▸ Data to process

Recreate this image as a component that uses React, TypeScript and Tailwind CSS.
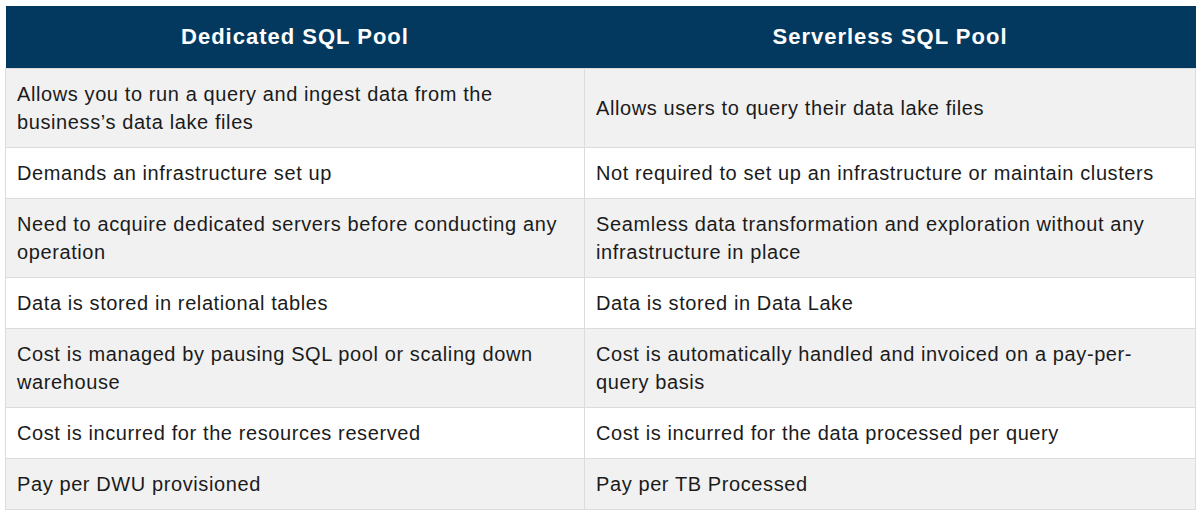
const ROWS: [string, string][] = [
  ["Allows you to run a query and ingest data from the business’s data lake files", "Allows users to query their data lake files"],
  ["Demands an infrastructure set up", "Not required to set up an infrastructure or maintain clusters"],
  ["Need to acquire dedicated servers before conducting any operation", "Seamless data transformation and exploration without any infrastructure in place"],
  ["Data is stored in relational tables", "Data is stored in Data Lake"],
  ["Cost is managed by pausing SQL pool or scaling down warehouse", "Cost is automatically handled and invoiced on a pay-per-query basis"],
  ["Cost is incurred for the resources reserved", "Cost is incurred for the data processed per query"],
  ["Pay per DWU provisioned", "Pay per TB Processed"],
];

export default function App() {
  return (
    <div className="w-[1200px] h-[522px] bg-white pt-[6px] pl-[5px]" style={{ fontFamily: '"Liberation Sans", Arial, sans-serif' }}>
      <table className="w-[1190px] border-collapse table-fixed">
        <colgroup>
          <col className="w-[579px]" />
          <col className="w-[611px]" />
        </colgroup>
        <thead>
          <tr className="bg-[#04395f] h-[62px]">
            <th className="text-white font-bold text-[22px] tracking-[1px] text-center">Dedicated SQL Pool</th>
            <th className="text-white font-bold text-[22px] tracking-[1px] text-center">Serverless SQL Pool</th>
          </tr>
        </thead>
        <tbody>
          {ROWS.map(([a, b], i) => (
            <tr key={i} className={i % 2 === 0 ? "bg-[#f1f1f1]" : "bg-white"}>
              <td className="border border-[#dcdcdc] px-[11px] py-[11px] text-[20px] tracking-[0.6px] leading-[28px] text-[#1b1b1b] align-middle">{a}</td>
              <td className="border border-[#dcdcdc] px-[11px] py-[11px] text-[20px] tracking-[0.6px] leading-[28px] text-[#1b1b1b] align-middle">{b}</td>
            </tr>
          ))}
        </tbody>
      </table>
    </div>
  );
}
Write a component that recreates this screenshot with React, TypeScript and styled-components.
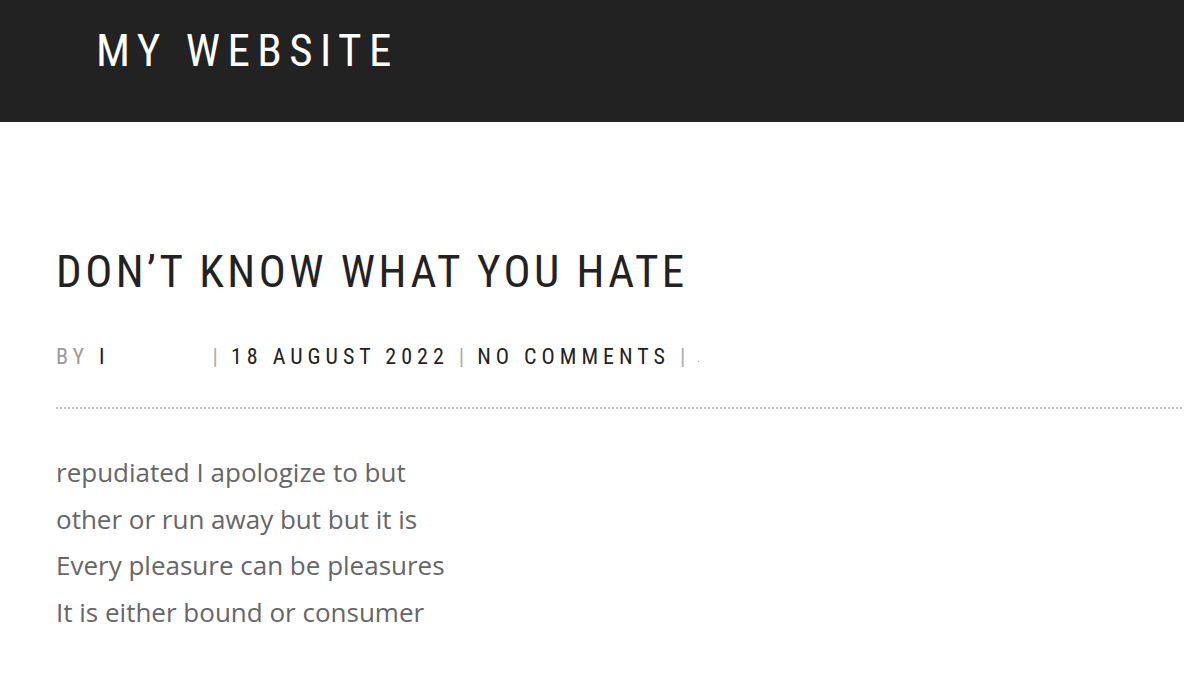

▸ Problem to work on
Exclude all images and restate the records above word for word.

▸ Output
Recreate this image as a component that uses React, TypeScript and Tailwind CSS.
const ROWS: [string, string][] = [
  ["Allows you to run a query and ingest data from the business’s data lake files", "Allows users to query their data lake files"],
  ["Demands an infrastructure set up", "Not required to set up an infrastructure or maintain clusters"],
  ["Need to acquire dedicated servers before conducting any operation", "Seamless data transformation and exploration without any infrastructure in place"],
  ["Data is stored in relational tables", "Data is stored in Data Lake"],
  ["Cost is managed by pausing SQL pool or scaling down warehouse", "Cost is automatically handled and invoiced on a pay-per-query basis"],
  ["Cost is incurred for the resources reserved", "Cost is incurred for the data processed per query"],
  ["Pay per DWU provisioned", "Pay per TB Processed"],
];

export default function App() {
  return (
    <div className="w-[1200px] h-[522px] bg-white pt-[6px] pl-[5px]" style={{ fontFamily: '"Liberation Sans", Arial, sans-serif' }}>
      <table className="w-[1190px] border-collapse table-fixed">
        <colgroup>
          <col className="w-[579px]" />
          <col className="w-[611px]" />
        </colgroup>
        <thead>
          <tr className="bg-[#04395f] h-[62px]">
            <th className="text-white font-bold text-[22px] tracking-[1px] text-center">Dedicated SQL Pool</th>
            <th className="text-white font-bold text-[22px] tracking-[1px] text-center">Serverless SQL Pool</th>
          </tr>
        </thead>
        <tbody>
          {ROWS.map(([a, b], i) => (
            <tr key={i} className={i % 2 === 0 ? "bg-[#f1f1f1]" : "bg-white"}>
              <td className="border border-[#dcdcdc] px-[11px] py-[11px] text-[20px] tracking-[0.6px] leading-[28px] text-[#1b1b1b] align-middle">{a}</td>
              <td className="border border-[#dcdcdc] px-[11px] py-[11px] text-[20px] tracking-[0.6px] leading-[28px] text-[#1b1b1b] align-middle">{b}</td>
            </tr>
          ))}
        </tbody>
      </table>
    </div>
  );
}
Write a component that recreates this screenshot with React, TypeScript and styled-components.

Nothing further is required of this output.